Early Origins and Theoretical Development

Novalis’ concept of “magical realism” could not be developed further. However, in 1925 the term was again used by Franz Roh, another German and an art critic, to refer to paintings that demonstrate an altered reality. With reference to magical realism he writes:

We recognize this world, although now — not only because we have emerged from a dream — we look on it with new eyes … (Zamora and Faris 17-18)

Roh continues, “This calm admiration of the magic of being, of the discovery that things already have their own faces, means that the ground in which the most diverse ideas in the world can take root has been reconquered — albeit in new ways” (20). During the 1940s and the 1950s, the term “magical realism” was used to describe the unusual realism by American painters such as Ivan Albright, Paul Cadmus, George Tooker and some other artists.

The major figure in the conceptual genealogy of magical realism in the context of literature is Massimo Bontempelli, the Italian writer and critic. In 1926, he specifically names that art as “magical realism” which proposes to find miracles in the midst of ordinary day to day life. Some works by Kafka, Junger and Musil are later named as magical realist texts, though they were not appreciated as such at the time of their first publication. Bontempelli exerts an influence over both Alejo Carpentier and Miguel Angel Asturias, the two authors credited with the earliest works of Latin American magical realism.

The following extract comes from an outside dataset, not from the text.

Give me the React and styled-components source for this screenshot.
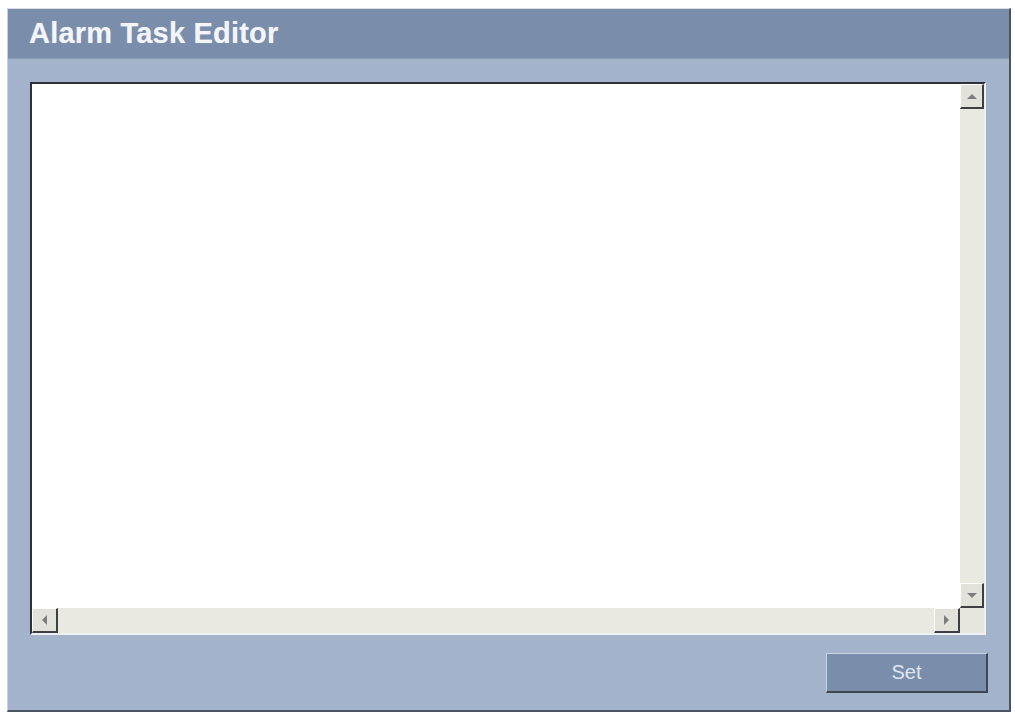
import React from "react";
import styled, { createGlobalStyle } from "styled-components";

const Global = createGlobalStyle`
  html, body { margin: 0; padding: 0; background: #ffffff; }
  body { font-family: "Liberation Sans", Arial, sans-serif; }
`;

const Page = styled.div`
  padding: 8px 0 0 7px;
`;

const Frame = styled.div`
  width: 1001px;
  height: 701px;
  display: flex;
  flex-direction: column;
  background: #a3b3cc;
  border-top: 1px solid #d6dce6;
  border-left: 1px solid #c9d2e0;
  border-right: 2px solid #4c5361;
  border-bottom: 2px solid #4c5361;
`;

const Header = styled.div`
  height: 50px;
  flex: none;
  display: flex;
  align-items: center;
  padding-left: 21px;
  background: #7a8dab;
  border-bottom: 1px solid #8c9cb8;
  box-sizing: border-box;
`;

const Title = styled.h1`
  margin: 0;
  font-family: "Liberation Sans", Arial, sans-serif;
  font-weight: bold;
  font-size: 29px;
  letter-spacing: 0.2px;
  color: #f3f5f9;
  text-shadow: 0 0 1px rgba(255, 255, 255, 0.4);
`;

const Body = styled.div`
  flex: 1;
  display: flex;
  flex-direction: column;
  padding: 23px 22px 17px 22px;
`;

const TextBox = styled.div`
  width: 956px;
  height: 553px;
  box-sizing: border-box;
  display: grid;
  grid-template-columns: 1fr 24px;
  grid-template-rows: 1fr 25px;
  border-top: 2px solid #2e3138;
  border-left: 2px solid #2e3138;
  border-right: 2px solid #eef0f2;
  border-bottom: 2px solid #eef0f2;
  background: #ffffff;
`;

const Content = styled.div`
  background: #ffffff;
`;

const VTrack = styled.div`
  display: flex;
  flex-direction: column;
  justify-content: space-between;
  background: #e9e9e2;
`;

const HTrack = styled.div`
  display: flex;
  justify-content: space-between;
  background: #e9e9e2;
`;

const Corner = styled.div`
  background: #e6e6de;
`;

const ScrollBtn = styled.div`
  width: ${(p) => p.$w}px;
  height: ${(p) => p.$h}px;
  box-sizing: border-box;
  display: flex;
  align-items: center;
  justify-content: center;
  background: #e2e2da;
  border-top: 1px solid #ffffff;
  border-left: 1px solid #ffffff;
  border-right: 2px solid #3c3f44;
  border-bottom: 2px solid #3c3f44;
`;

const Footer = styled.div`
  margin-top: 18px;
  display: flex;
  justify-content: flex-end;
`;

const SetButton = styled.button`
  width: 162px;
  height: 40px;
  box-sizing: border-box;
  background: #7a8dab;
  border-top: 1px solid #c9d3e2;
  border-left: 1px solid #c9d3e2;
  border-right: 2px solid #3f4653;
  border-bottom: 2px solid #3f4653;
  color: #dfe5ee;
  font-family: "Liberation Sans", Arial, sans-serif;
  font-size: 20px;
  padding: 0;
  margin-right: -1px;
`;

const Arrow = ({ dir }) => {
  const pts = {
    up: "1,7 6,2 11,7",
    down: "1,2 6,7 11,2",
    left: "7,1 2,6 7,11",
    right: "2,1 7,6 2,11",
  }[dir];
  const horiz = dir === "left" || dir === "right";
  return (
    <svg width={horiz ? 9 : 12} height={horiz ? 12 : 9} viewBox={horiz ? "0 0 9 12" : "0 0 12 9"}>
      <polygon points={pts} fill="#7a7c80" />
    </svg>
  );
};

export default function App() {
  return (
    <>
      <Global />
      <Page>
        <Frame>
          <Header>
            <Title>Alarm Task Editor</Title>
          </Header>
          <Body>
            <TextBox>
              <Content />
              <VTrack>
                <ScrollBtn $w={24} $h={25}>
                  <Arrow dir="up" />
                </ScrollBtn>
                <ScrollBtn $w={24} $h={25}>
                  <Arrow dir="down" />
                </ScrollBtn>
              </VTrack>
              <HTrack>
                <ScrollBtn $w={26} $h={25}>
                  <Arrow dir="left" />
                </ScrollBtn>
                <ScrollBtn $w={26} $h={25}>
                  <Arrow dir="right" />
                </ScrollBtn>
              </HTrack>
              <Corner />
            </TextBox>
            <Footer>
              <SetButton>Set</SetButton>
            </Footer>
          </Body>
        </Frame>
      </Page>
    </>
  );
}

Arturo Uslar-Pietri, the Venezuelan essayist and critic, applies the term “magical realism” to a very specific South American genre which is influenced by the blend of realism and fantasy as one comes across in Mario de Andrade’s influential novel Macunaima. In 1948 Pietri defines magical realism as a poetical negation of reality, as “the depiction of man as an element of mystery surrounded by realistic data or a poetic intuition or denial of reality.”

Alejo Carpentier, the Cuban writer, popularizes the trend by using the term “lo real maravilloso” or marvellous reality in “Preface to The Kingdom of This World” (1949). He writes:

Lo real maravilloso americano — The marvelous begins to be unmistakably marvelous when it arises from an unexpected alteration of reality (the miracle), from a privileged revelation of reality an unaccustomed insight that is singularly favored by the unexpected richness of reality or an amplification of the scale and categories of reality perceived with particular intensity by virtue of an exaltation of the spirit that leads it to a kind of extreme state. (Zamora and Faris 85-86)

The first sustained piece of literary criticism devoted to magical realism appears in 1955 when Angel Flores christens the term “magical realism” to describe a wide range of Latin American authors who share certain aesthetic similarities. Flores writes that in “magical realism we find the transformation of the common and the everyday into the awesome and the unreal” (114). He continues, “It is predominantly an art of surprises. Time exists in a kind of timeless fluidity and the unreal happens as part of reality. Once the reader accepts the fait accompli, the rest follows with logical precision” (116). For Flores magical realism involves the fusion of the real and the fantastic, or as he claims, “an amalgamation of realism and fantasy” (112).

In 1967 Luis Leal attempts to correct Flores’s overly formal definition. For Leal, “the principle thing is not the creation of imaginary beings or worlds but the discovery of the mysterious relationship between man and his circumstances” (122). Leal further writes, “In magical realism key events have no logical or psychological explanation. The magical realist does not try to copy the surrounding reality or to wound it but to seize the mystery that breathes behind things” (123).

Irlemar Chiampi, the Brazilian critic, is the first to develop a coherent narratological theory of magical realism in 1980. She emphasizes on magical realism’s idea of “naturalizacion de lo irreal” (28) that refers to the denaturalisation of the real or the naturalisation of the marvellous.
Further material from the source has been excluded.